Chicken Soup 101
What kind of Jewish girl would I be if I did not know how to make a proper chicken soup? Last week I felt the onset of a cold. I made some of this magic penicillin and I swear I was cured. Take that, doctors.
Ingredients:
Chicken bones/necks/wings
1 bullion cube
7 cups of water
2 cups of vegetable stock
1 bunch of dill, tied in a bundle (w/ rubber band)
2 carrots, chopped
2 yellow zucchini, chopped
1 white onion, roughly chopped
salt and pepper to taste
a bit of lemon zest

Put a bit of vegetable oil in your large pot. Throw in the chicken parts and season with salt and pepper. The reason I use chicken parts (like necks, bones, or wings) instead of breasts or thighs is because the bones of the chicken are where the flavor lives. Therefore, the more bones you throw into your soup, the richer the flavor will be. Plus, chicken necks are like $1 for a package. YAY!

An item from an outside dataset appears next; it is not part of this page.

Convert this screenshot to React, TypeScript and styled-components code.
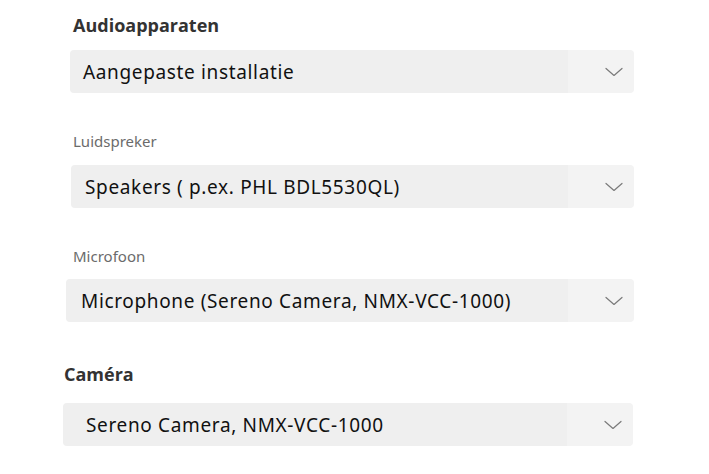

When the chicken begins to sizzle a little bit, add about 2 cups of vegetable stock, just so that it covers the meat.
Slice up your soup veggies: here we have celery, carrot, and baby squash. But my mom uses parsnips and turnips, and you can also use zucchini, or even potato. Anything goes.
I add about 7 cups of water. Basically, the bigger the pot you are using, the more water is needed.
I also throw in one chopped onion.
This is a bouillon cube. It is essentially a dehydrated broth in cube form. They contain more salt and flavor than making your own broth, and are very cheap. Throw that bad boy in your soup.
You can use any herbs you want in chicken soup, but dill is my favorite (parsley is a second fave). I tie the dill into a bunch with a rubber band so that my broth stays clear and doesn’t have floating bits everywhere (lazy version of bouquet garnis).
Add the dill, and a ton of salt and pepper. The more salt and pepper you add now, the stronger the broth flavor will become.
A bit of lemon zest is fun to add, gives the soup some tartness.
The soup should cook for about 1.5-2 hours. Here are some pics of the soup boiling.
And of course, the soup tastes better the next day!! Let those flavors strengthen overnight.
Enjoy.






September 14th, 2009 at 7:43 am
this looks deelish! you should try making your own bouillion cubes and then freezing them in ice cube trays so that your soup is all natural!!!
September 14th, 2009 at 7:43 am
i think i mean stock…
September 20th, 2009 at 4:13 pm
I aspire to be a boulabousta….you are almost there!
Shana Tova!
September 22nd, 2009 at 11:33 am
now that you are better…time to blog!
September 30th, 2009 at 11:18 am
You will make a wonderful jewish mother gils.